Unlike World War II where a global battle was fought using conventional methods of warfare
such as tanks and planes – and even atomic weapons - against the real threat of fascist Germany and totalitarian
Japan, the war in Iraq
is a war against an ideology. All of the ground troops and air superiority on planet earth cannot dissuade religious adherents
from the righteousness of their cause. This zealous, human need to become a martyr for some “god” has routinely
marked most of human history. Unsoftened by the Epicurean pleasures of entertainment and sexual liberation, extremist Muslims
mark a large percent of the Islamic population as even old women strap suicide bombs to their bodies and encourage their grandchildren
to follow their example if they wish to have a glorious eternity in the hereafter.
Now certainly World War II was
also marked by fanatic adherence to causes such as Nazism, yet the latter was a fledgling ideology which lacked the benefit
of centuries of indoctrination and sectarianism as we see in Islam today. The footprint of Nazi fanaticism was marked by a
relative handful of dictatorial hopefuls in nations where Catholicism and Protestantism held sway for over 15 centuries. And
fascism, unlike fanatical Islam, had one critical flaw in its ideological repertoire, namely that it was not a religion.
For
critical observers like Niccolo Machiavelli in his fascinating work The Prince, religion, rather than some political philosophy,
was a tool wielded by the more effective tyrants. Social and political changes come and go like clouds on the wind, but religious
ideology marks its followers with a resilient, almost indelible stamp upon their very hearts and minds, for religious faith
by definition relies not upon social conventions or analytical social structures but rather upon transcendent belief in what
is incalculable and unquantifiable. When the enemy is some “thing,” a tangible, flesh-and-blood, brick-and-steel
creation such as a soldier or a political regime, the target is simple even if the means of destroying it is difficult. Yet
when the enemy transcends mere mortality, when it is a conceptualization such as a religion, then that target is significantly
less substantial, less easily defined. How does one deploy troops against a fundamentalist theology that has resided in the
hearts of a billion believers for 14 centuries, particularly when that theology instructs its adherents in the righteousness
of combating infidels?
I assert that were we given thrice as much time to confront the Islamic insurgency –
some would say “civil war” – in Iraq,
we will never be able to leave a thriving, democratic government in the heart of Islam. In fact, Islam, with its precepts
built upon Shariah law, obligatory prayer and ritual purification, is almost the antithesis of democracy and in cases where
democratic-style governments are in place in the Middle East such as Lebanon and Jordan, they are pale reflections of Western-style
democracy, being wracked by monarchial rule or civil war. And, when presented with a choice of candidates from which to vote,
the populace invariably leans toward electing extremist, fundamentalist groups to lead their nation. I believe that as the
years progress, historians will mark this ensuing period of Iraqi conflict as a sectarian genocide on a scale that would even
make Hussein shudder. And a nation which was hated by groups like Al Qaeda for its secularism will become a fertile breeding
ground for terrorism on a scale never before witnessed.

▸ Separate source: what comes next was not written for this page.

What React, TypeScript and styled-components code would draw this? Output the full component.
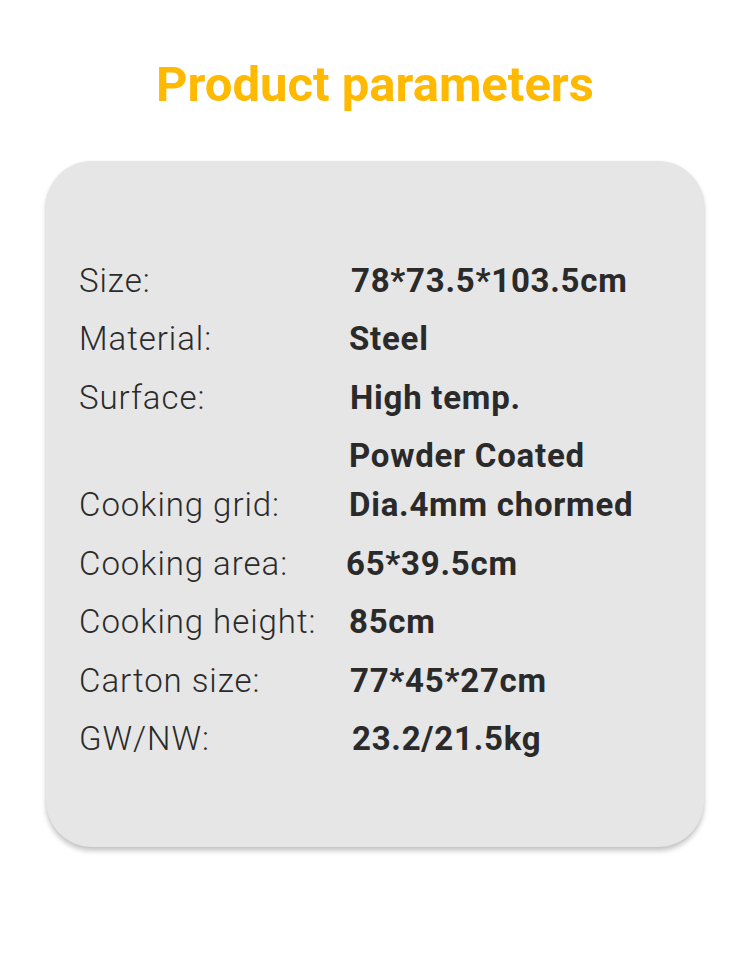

The solution, if one could ever be said to exist, is absolute
and total martial law with a near 24-hour a day curfew. In the intervening cessation of conflict, security contractors world-wide
could be hired to install a British-like system of high-tech surveillance cameras and face-recognition software to track the
movements of people everywhere. Within a year, Iraqi security and intelligence forces could be background screened and trained
to handle the challenges of enforcing law upon the population, slowly relaxing the curfew until a smoother transition was
complete. Only until law is established and enforced throughout the Iraqi cities and provinces will any government in Iraq succeed in bringing a slow-down in sectarian and civil
violence. Solutions such as those found in the Baker-Hamilton Commission will surely fall short without fresh thinking and
ingenious solutions to the age-old dilemma of combating ideological extremism.